Ножик в руке Захара остановился.

— Учителя думают: раз ты молчишь — значит, не готовился…

Ножик в руках Захара бесцельно сделал круг по деревянной крышке.

Кеше стало жаль товарища.

Он вытащил из кармана телогрейки письмо и с любопытством начал рассматривать мятый треугольник, на котором директорской скорописью было выведено: «Рудник Новые Ключи. Семену Степановичу Бурдинскому». Владимир Афанасьевич, должно быть, торопился; начальные буквы, выведенные мокрым химическим карандашом, были темнолиловые, а последние — чуть заметные, бледные.

— Сходим в больницу? — спросил Кеша.

Захар поставил на полку готовый туес, прибрал бересту. Друзья молча спустились с крутогорья к реке Джалинде.

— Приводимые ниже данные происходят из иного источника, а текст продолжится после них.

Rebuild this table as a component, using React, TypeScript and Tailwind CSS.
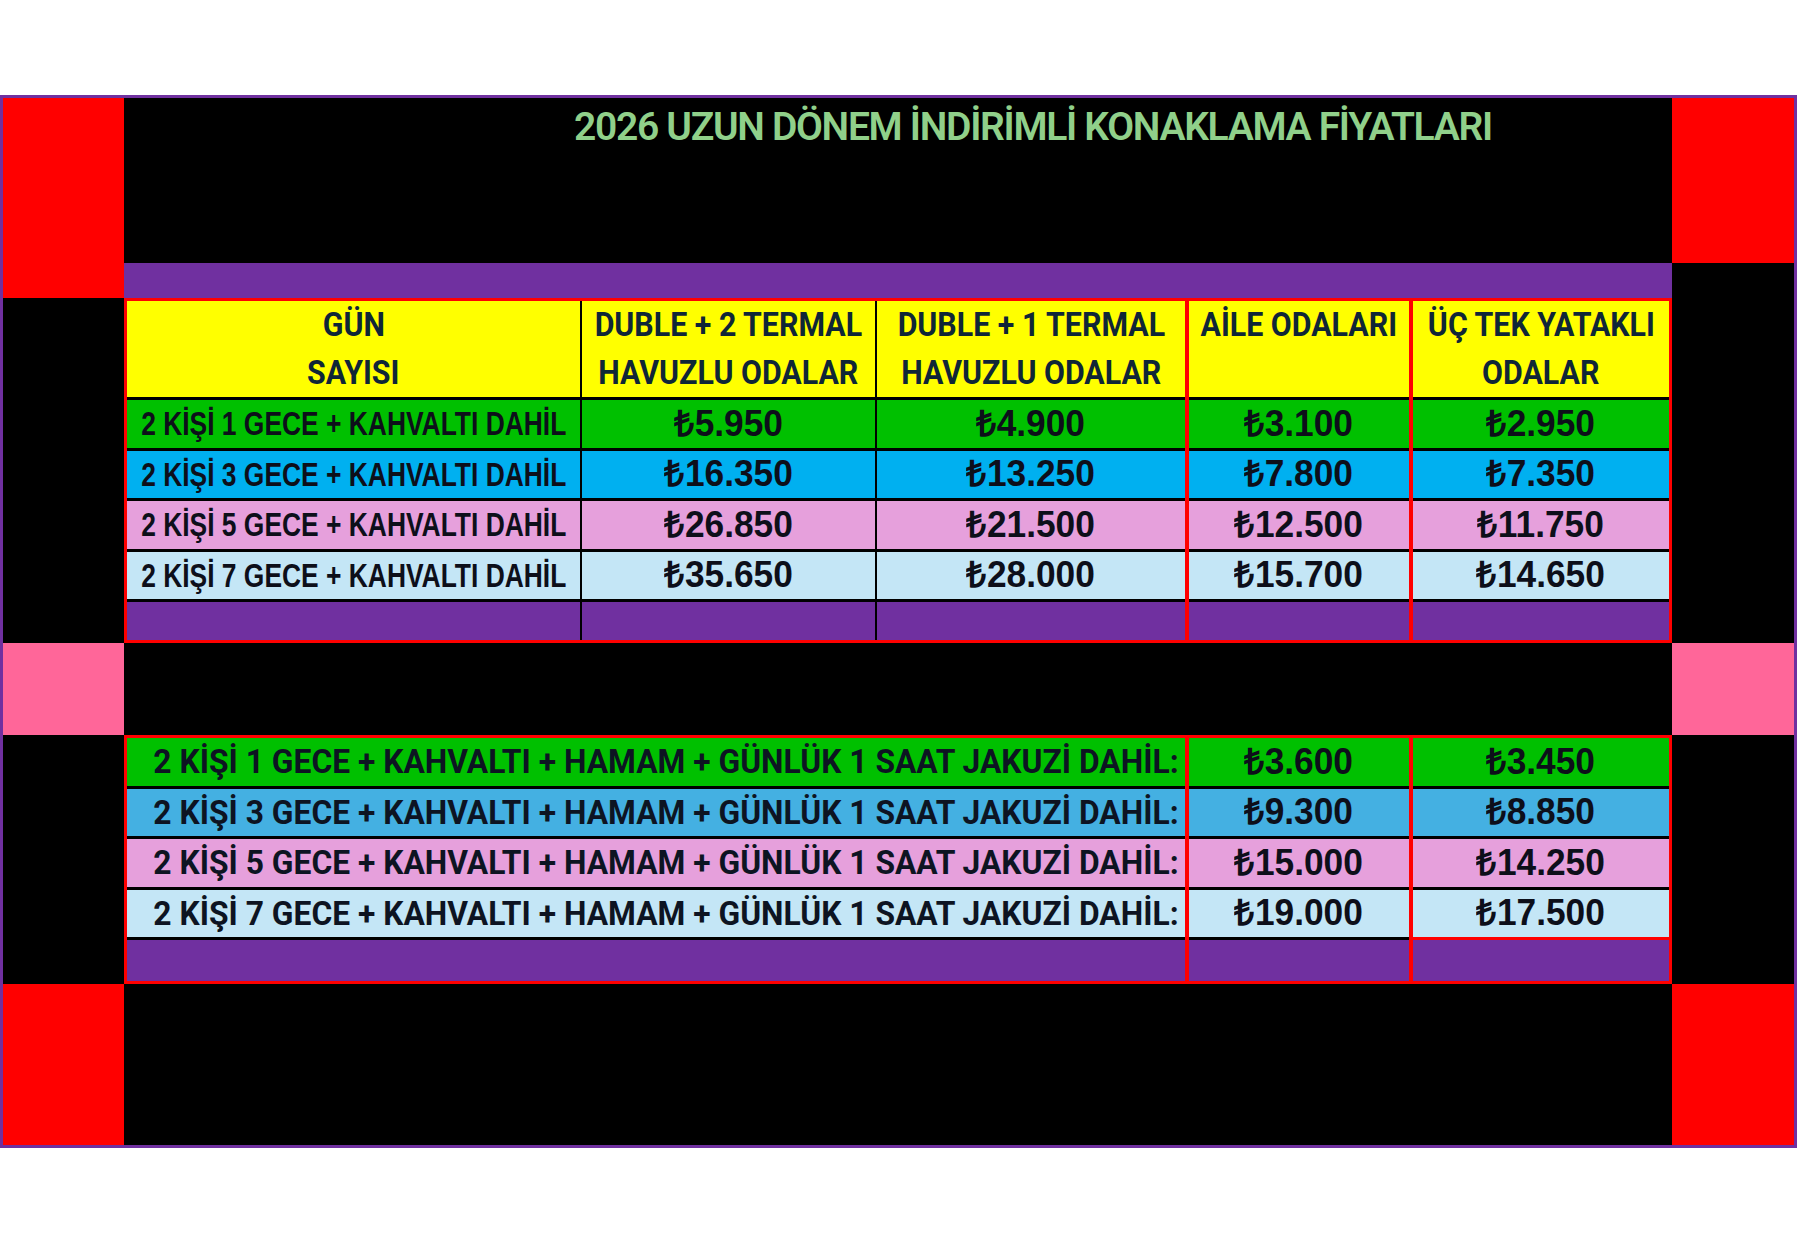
import React from "react";

type Cell = { bg: string; text: string; border?: string };

const ARIAL = "font-['Liberation_Sans','Arial',sans-serif] font-bold";
const DIN = "font-['Roboto','Noto_Sans',sans-serif] font-bold";

const C1 = ["bg-[#00c000]", "bg-[#00b0f0]", "bg-[#e6a0dc]", "bg-[#c4e6f6]"];
const C2 = ["bg-[#00c000]", "bg-[#44b0e2]", "bg-[#e6a0dc]", "bg-[#c4e6f6]"];

function Column({
  width,
  header,
  cells,
  textClass,
  spanClass,
  align = "justify-center",
}: {
  width: string;
  header?: React.ReactNode;
  cells: Cell[];
  textClass: string;
  spanClass: string;
  align?: string;
}) {
  return (
    <div className={`${width} flex flex-col h-full`}>
      {header !== undefined && (
        <div className={`h-[99px] shrink-0 border-b-[3px] border-black bg-[#ffff00] flex flex-col items-center justify-center text-[33px] leading-[48px] text-[#0f2637] ${DIN} whitespace-nowrap`}>
          {header}
        </div>
      )}
      {cells.map((c, i) => (
        <div
          key={i}
          className={`h-[50.5px] shrink-0 border-b-[3px] ${c.border ?? "border-black"} ${c.bg} flex items-center ${align} whitespace-nowrap ${textClass}`}
        >
          <span className={`inline-block ${spanClass}`}>{c.text}</span>
        </div>
      ))}
      <div className="flex-1 bg-[#7030a0]" />
    </div>
  );
}

function H({ children }: { children: React.ReactNode }) {
  return <span className="inline-block scale-x-[0.92]">{children}</span>;
}

function VLine({ cls }: { cls: string }) {
  return <div className={`${cls} h-full shrink-0`} />;
}

export default function App() {
  const t1Labels = [
    "2 KİŞİ 1 GECE + KAHVALTI DAHİL",
    "2 KİŞİ 3 GECE + KAHVALTI DAHİL",
    "2 KİŞİ 5 GECE + KAHVALTI DAHİL",
    "2 KİŞİ 7 GECE + KAHVALTI DAHİL",
  ];
  const t1Prices = [
    ["₺5.950", "₺16.350", "₺26.850", "₺35.650"],
    ["₺4.900", "₺13.250", "₺21.500", "₺28.000"],
    ["₺3.100", "₺7.800", "₺12.500", "₺15.700"],
    ["₺2.950", "₺7.350", "₺11.750", "₺14.650"],
  ];
  const t2Labels = [
    "2 KİŞİ 1 GECE + KAHVALTI + HAMAM + GÜNLÜK 1 SAAT JAKUZİ DAHİL:",
    "2 KİŞİ 3 GECE + KAHVALTI + HAMAM + GÜNLÜK 1 SAAT JAKUZİ DAHİL:",
    "2 KİŞİ 5 GECE + KAHVALTI + HAMAM + GÜNLÜK 1 SAAT JAKUZİ DAHİL:",
    "2 KİŞİ 7 GECE + KAHVALTI + HAMAM + GÜNLÜK 1 SAAT JAKUZİ DAHİL:",
  ];
  const t2Prices = [
    ["₺3.600", "₺9.300", "₺15.000", "₺19.000"],
    ["₺3.450", "₺8.850", "₺14.250", "₺17.500"],
  ];

  const priceText = `${ARIAL} text-[36px] text-[#0d0f1a]`;
  const priceSpan = "scale-x-[0.98]";

  return (
    <div className="w-[1800px] h-[1246px] bg-white pt-[95px]">
      <div className="w-[1797px] h-[1053px] border-[3px] border-[#7030a0] grid grid-cols-[121px_1548px_122px] grid-rows-[165px_35px_345px_92px_249px_161px]">
        {/* left column */}
        <div className="col-start-1 row-start-1 row-span-2 bg-[#ff0000]" />
        <div className="col-start-1 row-start-3 bg-black" />
        <div className="col-start-1 row-start-4 bg-[#ff6699]" />
        <div className="col-start-1 row-start-5 bg-black" />
        <div className="col-start-1 row-start-6 bg-[#ff0000]" />

        {/* right column */}
        <div className="col-start-3 row-start-1 bg-[#ff0000]" />
        <div className="col-start-3 row-start-2 row-span-2 bg-black" />
        <div className="col-start-3 row-start-4 bg-[#ff6699]" />
        <div className="col-start-3 row-start-5 bg-black" />
        <div className="col-start-3 row-start-6 bg-[#ff0000]" />

        {/* title */}
        <div className="col-start-2 row-start-1 bg-black pl-[450px] pt-[6px]">
          <div className="font-['Roboto','Noto_Sans',sans-serif] font-semibold text-[39px] leading-[46px] tracking-[-1.3px] text-[#90d08a] whitespace-nowrap">
            2026 UZUN DÖNEM İNDİRİMLİ KONAKLAMA FİYATLARI
          </div>
        </div>
        <div className="col-start-2 row-start-2 bg-[#7030a0]" />

        {/* table 1 */}
        <div className="col-start-2 row-start-3 border-[3px] border-[#ff0000] flex">
          <Column
            width="w-[453px]"
            header={<><H>GÜN</H><H>SAYISI</H></>}
            cells={t1Labels.map((t, i) => ({ bg: C1[i], text: t }))}
            textClass={`${ARIAL} text-[33px] text-[#0d0f1a]`}
            spanClass="scale-x-[0.8]"
          />
          <VLine cls="w-[2px] bg-black" />
          <Column
            width="w-[293px]"
            header={<><H>DUBLE + 2 TERMAL</H><H>HAVUZLU ODALAR</H></>}
            cells={t1Prices[0].map((t, i) => ({ bg: C1[i], text: t }))}
            textClass={priceText}
            spanClass={priceSpan}
          />
          <VLine cls="w-[2px] bg-black" />
          <Column
            width="w-[308px]"
            header={<><H>DUBLE + 1 TERMAL</H><H>HAVUZLU ODALAR</H></>}
            cells={t1Prices[1].map((t, i) => ({ bg: C1[i], text: t }))}
            textClass={priceText}
            spanClass={priceSpan}
          />
          <VLine cls="w-[4px] bg-[#ff0000]" />
          <Column
            width="w-[220px]"
            header={<><H>AİLE ODALARI</H><span>&nbsp;</span></>}
            cells={t1Prices[2].map((t, i) => ({ bg: C1[i], text: t }))}
            textClass={priceText}
            spanClass={priceSpan}
          />
          <VLine cls="w-[4px] bg-[#ff0000]" />
          <Column
            width="w-[256px]"
            header={<><H>ÜÇ TEK YATAKLI</H><H>ODALAR</H></>}
            cells={t1Prices[3].map((t, i) => ({ bg: C1[i], text: t }))}
            textClass={priceText}
            spanClass={priceSpan}
          />
        </div>

        <div className="col-start-2 row-start-4 bg-black" />

        {/* table 2 */}
        <div className="col-start-2 row-start-5 border-[3px] border-[#ff0000] flex">
          <Column
            width="w-[1058px]"
            cells={t2Labels.map((t, i) => ({ bg: C2[i], text: t }))}
            textClass={`${DIN} text-[34px] text-[#0d1422] pr-[6px]`}
            spanClass="scale-x-[0.935] origin-right"
            align="justify-end"
          />
          <VLine cls="w-[4px] bg-[#ff0000]" />
          <Column
            width="w-[220px]"
            cells={t2Prices[0].map((t, i) => ({ bg: C2[i], text: t }))}
            textClass={priceText}
            spanClass={priceSpan}
          />
          <VLine cls="w-[4px] bg-[#ff0000]" />
          <Column
            width="w-[256px]"
            cells={t2Prices[1].map((t, i) => ({
              bg: C2[i],
              text: t,
              border: i === 3 ? "border-[#ff0000]" : "border-black",
            }))}
            textClass={priceText}
            spanClass={priceSpan}
          />
        </div>

        <div className="col-start-2 row-start-6 bg-black" />
      </div>
    </div>
  );
}
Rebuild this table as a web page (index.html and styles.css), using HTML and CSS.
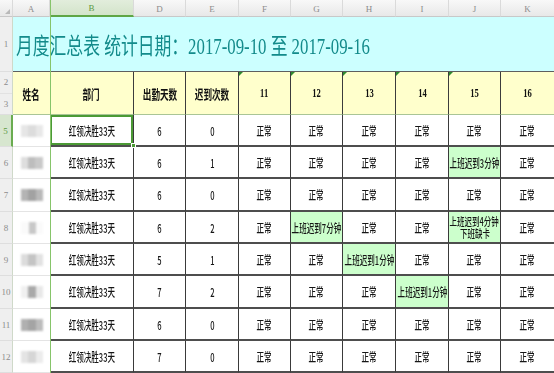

Чтобы попасть в Заречье, надо было пройти весь поселок, миновать вросшую в землю баню, пробраться через густые заросли порыжелого ольшаника и перейти Джалинду по молодому, только-только ставшему ледку.

Над дальними сопками, над кромкой тайги брусничным соком разливалась заря. Со всех концов доносились задиристые петушиные переголоски, перестук дровоколов. Возле прорубей позвякивали ведрами женщины.

Поселок проснулся. Оглянешься назад на рудничные домики — и первым делом примечаешь дымки, тянущиеся из труб: они завиваются спиралями, разливаются волнами, распадаются на волокна — живут какой-то своей минутной жизнью.

Больница видна отовсюду. Большое одноэтажное здание с крыльями по бокам выступает между низкорослыми кедрами. Ближние сопки похожи на выбритые макушки. Только кое-где на них высятся одиночные сосны и березки.

— Домой зайдем? — спросил Захар.

— Ну что ты! Семен Степанович, наверное, уже в больнице.

Больничное крыльцо пристроено с тыльной стороны здания, обращенной к густо заросшему багулом целиннику. Через него тайгой идет дорога в районный центр — на Загочу. Два-три новеньких, еще не покрытых сруба желтеют вблизи дороги в сумеречном утреннем свете.

И странно, неожиданно было после этой голизны и неприютности попасть в иной мир: высокие двери, белые скамьи со спинками, круглая городская вешалка-стойка, маленький, покрытый скатертью столик с газетами и журналами, и запах, доносившийся из-за дверей, — острый и неистребимый запах больницы.

Ребята слышали, как шуршала мягкими туфлями по коридору сестра: она пошла доложить врачу об их приходе. Затем быстрой, ковыляющей походкой по тому же коридору прошел Семен Степанович, распахнулись двери, и хирург уже стоял перед рослыми парнями, вытирая полотенцем крупные жилистые руки. Из-под белого квадратного колпачка выбивалась льняная прядь. Задрав острый подбородок, врач смотрел на ребят пронизывающим взглядом очень светлых и беспокойных глаз.

вернуться

2

Туесы, чуманы — коробки из бересты; битки — корзинки для сбора ягод.